Nic dziwnego, że Turcy w końcu, jak ten leśniczy z dowcipu o Niemcach i partyzantach, wkurzyli się i wygonili wszystkich z lasu. A kiedy to zrobili, rządzili tutaj przez następne cztery wieki, używając własnej nazwy – Dıraç. Kiedy po wojnach bałkańskich Turcy stracili większość posiadłości na terenie Bałkanów i gdy powstała również niepodległa Albania, port nad Adriatykiem, będący wówczas największym miastem kraju, został również jego stolicą. Dopiero w 1920 roku przeniesiono ją do zapyziałej i błotnistej Tirany, do której każdy z konkurujących ze sobą lokalnych przywódców miał tak samo daleko.

To znaczy ci z Durrës mieli całkiem blisko. Dwie albańskie stolice leżą bowiem ledwie 40 kilometrów od siebie. Dla wielu mieszkańców Tirany jest to więc idealne miejsce na jednodniowy wyjazd. Taki z relaksem, plażowaniem i piciem piwa. Również ja skorzystałem z tej bliskości i na dworcu w nowym mieście stołecznym wsiadłem w pociąg jadący do starego.

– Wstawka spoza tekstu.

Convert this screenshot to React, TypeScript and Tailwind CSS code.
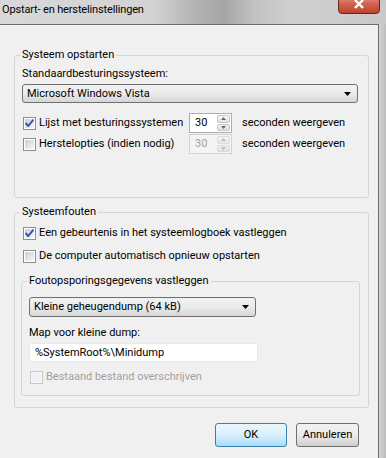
import React from 'react';

const font = 'font-["Roboto","Noto_Sans",sans-serif]';

const Checkbox = ({ checked = false, disabled = false }: { checked?: boolean; disabled?: boolean }) => (
  <span
    className={`flex h-[13px] w-[13px] shrink-0 items-center justify-center border p-px ${
      disabled ? 'border-[#c9c9c9] bg-[#f4f4f4]' : 'border-[#8e8f8f] bg-white'
    }`}
  >
    <span
      className={`relative block h-full w-full ${
        disabled ? 'bg-[#f1f1f1]' : 'bg-gradient-to-br from-[#cbcfd5] to-[#f6f6f6]'
      }`}
    >
      {checked && (
        <svg className="absolute -left-[1px] -top-[1px] h-[11px] w-[11px]" viewBox="0 0 11 11">
          <path d="M2 5.5 L4.3 8 L9 2.2" fill="none" stroke="#3454a8" strokeWidth={1.9} strokeLinecap="round" strokeLinejoin="round" />
        </svg>
      )}
    </span>
  </span>
);

const CheckRow = ({ label, checked, disabled }: { label: string; checked?: boolean; disabled?: boolean }) => (
  <div className="flex h-[16px] items-center">
    <span className="ml-px">
      <Checkbox checked={checked} disabled={disabled} />
    </span>
    <span className={`ml-[3px] whitespace-nowrap ${disabled ? 'text-[#a0a0a0]' : 'text-black'}`}>{label}</span>
  </div>
);

const Arrow = () => (
  <svg width="7" height="4" viewBox="0 0 7 4">
    <path d="M0 0 H7 L3.5 4 Z" fill="#000" />
  </svg>
);

const Combo = ({ value, width }: { value: string; width: string }) => (
  <div
    className={`flex items-center justify-between rounded-[3px] border border-[#707070] bg-gradient-to-b from-[#f2f2f2] via-[#ebebeb] to-[#d6d6d6] pl-[4px] pr-[6px] ${width}`}
  >
    <span className="whitespace-nowrap">{value}</span>
    <Arrow />
  </div>
);

const Spinner = ({ value, disabled = false }: { value: string; disabled?: boolean }) => (
  <div
    className={`flex h-[20px] w-[43px] border ${
      disabled ? 'border-[#d2d2d2] bg-[#f4f4f4] text-[#a0a0a0]' : 'border-[#abadb3] bg-white text-black'
    }`}
  >
    <span className="flex-1 pl-[5px] leading-[18px]">{value}</span>
    <div className="my-px mr-px flex w-[13px] flex-col gap-px">
      <div className={`flex flex-1 items-center justify-center rounded-[2px] border ${disabled ? 'border-[#dcdcdc]' : 'border-[#c3c6cc]'} bg-gradient-to-b from-[#f6f6f6] to-[#e4e4e4]`}>
        <svg width="5" height="3" viewBox="0 0 5 3"><path d="M0 3 L2.5 0 L5 3 Z" fill={disabled ? '#bcbcbc' : '#5a6a82'} /></svg>
      </div>
      <div className={`flex flex-1 items-center justify-center rounded-[2px] border ${disabled ? 'border-[#dcdcdc]' : 'border-[#c3c6cc]'} bg-gradient-to-b from-[#f0f0f0] to-[#e0e0e0]`}>
        <svg width="5" height="3" viewBox="0 0 5 3"><path d="M0 0 H5 L2.5 3 Z" fill={disabled ? '#bcbcbc' : '#5a6a82'} /></svg>
      </div>
    </div>
  </div>
);

const SecondsRow = ({ label, checked, disabled }: { label: string; checked?: boolean; disabled?: boolean }) => (
  <div className="flex h-[20px] items-center">
    <div className="w-[167px]">
      <CheckRow label={label} checked={checked} />
    </div>
    <Spinner value="30" disabled={disabled} />
    <span className="ml-[10px] whitespace-nowrap">seconden weergeven</span>
  </div>
);

export default function App() {
  return (
    <div className={`flex h-[458px] w-[386px] flex-col overflow-hidden bg-[#cfcfcf] text-[11px] leading-[16px] text-black ${font}`}>
      {/* title bar */}
      <div className="flex h-[24px] shrink-0 items-start bg-[linear-gradient(90deg,#d8d8d8_0%,#d3d3d3_40%,#b4b4b4_50%,#a6a6a6_58%,#c2c2c2_66%,#d0d0d0_76%,#c9c9c9_100%)]">
        <span className="ml-[2px] mt-[2px] whitespace-nowrap text-[11px] leading-[16px] tracking-[-0.15px] text-black">Opstart- en herstelinstellingen</span>
        <div className="relative ml-auto mr-[6px] -mt-[7px] flex h-[21px] w-[42px] items-center justify-center rounded-b-[4px] border border-[#5e2a22] bg-gradient-to-b from-[#e8a598] via-[#d06552] to-[#c0402c]">
          <svg width="12" height="10" viewBox="0 0 12 10">
            <path d="M2 1 L10 9 M10 1 L2 9" stroke="#ffffff" strokeWidth={2.4} />
          </svg>
        </div>
      </div>

      <div className="flex flex-1">
        {/* client area */}
        <div className="w-[379px] border-r border-t border-[#6a6a6a] bg-[#f0f0f0]">
          <fieldset className="ml-[14px] mt-[22px] w-[355px] rounded-[3px] border border-[#d5d5d5] pb-[43px] pl-[7px] pr-[10px]">
            <legend className="-ml-[2px] px-[2px]">Systeem opstarten</legend>
            <div className="mt-[3px]">Standaardbesturingssysteem:</div>
            <div className="mt-[2px]">
              <Combo value="Microsoft Windows Vista" width="h-[19px] w-full" />
            </div>
            <div className="mt-[10px]">
              <SecondsRow label="Lijst met besturingssystemen" checked />
            </div>
            <div className="mt-px">
              <SecondsRow label="Herstelopties (indien nodig)" disabled />
            </div>
          </fieldset>

          <fieldset className="ml-[14px] mt-[6px] w-[355px] rounded-[3px] border border-[#d5d5d5] pb-[11px] pl-[7px] pr-[8px]">
            <legend className="-ml-[2px] px-[2px]">Systeemfouten</legend>
            <div className="mt-[5px]">
              <CheckRow label="Een gebeurtenis in het systeemlogboek vastleggen" checked />
            </div>
            <div className="mt-[7px]">
              <CheckRow label="De computer automatisch opnieuw opstarten" />
            </div>

            <fieldset className="-ml-px mt-[9px] rounded-[3px] border border-[#d5d5d5] pb-[10px] pl-[7px]">
              <legend className="-ml-[2px] px-[2px]">Foutopsporingsgegevens vastleggen</legend>
              <div className="mt-[8px]">
                <Combo value="Kleine geheugendump (64 kB)" width="h-[20px] w-[227px]" />
              </div>
              <div className="mt-[8px]">Map voor kleine dump:</div>
              <div className="mt-[2px] flex h-[19px] w-[229px] items-center border border-[#e3e9ef] bg-white pl-[5px]">
                %SystemRoot%\Minidump
              </div>
              <div className="mt-[7px]">
                <CheckRow label="Bestaand bestand overschrijven" disabled />
              </div>
            </fieldset>
          </fieldset>

          <div className="mt-[15px] flex justify-end gap-[9px] pr-[19px]">
            <button className="h-[24px] w-[72px] rounded-[3px] border border-[#3c7fb1] bg-gradient-to-b from-[#eaf6fd] via-[#d9f0fc] to-[#a7d9f5] text-black">
              OK
            </button>
            <button className="h-[24px] w-[63px] rounded-[3px] border border-[#707070] bg-gradient-to-b from-[#f2f2f2] via-[#ebebeb] to-[#cfcfcf] text-black">
              Annuleren
            </button>
          </div>
        </div>
        <div className="flex-1 bg-gradient-to-r from-[#d4d4d4] to-[#bdbdbd]" />
      </div>
    </div>
  );
}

Jest to, jak na albańskie koleje, połączenie całkiem sensowne. Podróż trwa godzinę, a pociągów jest w ciągu dnia z sześć (na pozostałych trasach jest po jednym w każdym kierunku). Oczywiście, autobusem pokona się tę trasę szybciej. Ale za to bilet kolejowy kosztuje dużo mniej. Jeśli chcemy dostać się na plażę, lepiej nie wysiadać na ostatnim przystanku, a jeden wcześniej. Będziemy wiedzieli, o który chodzi – w sezonie wysiada tam 3/4 osób siedzących w wagonach i wszystkie parasole, ręczniki i piłki plażowe. Po prostu podążajcie za nimi.

W centrum co prawda jest dostęp do morza, jednak „plaża”, która się tam znajduje, składa się głównie z błota i glonów. Mimo to znajdują się desperaci, którzy się tam kąpią. No, ale są też tacy, co oglądają polskie kabarety.

1Internety nie są zgodne w tej kwestii i podają czas od pół roku do nawet trzech lat.Wróć.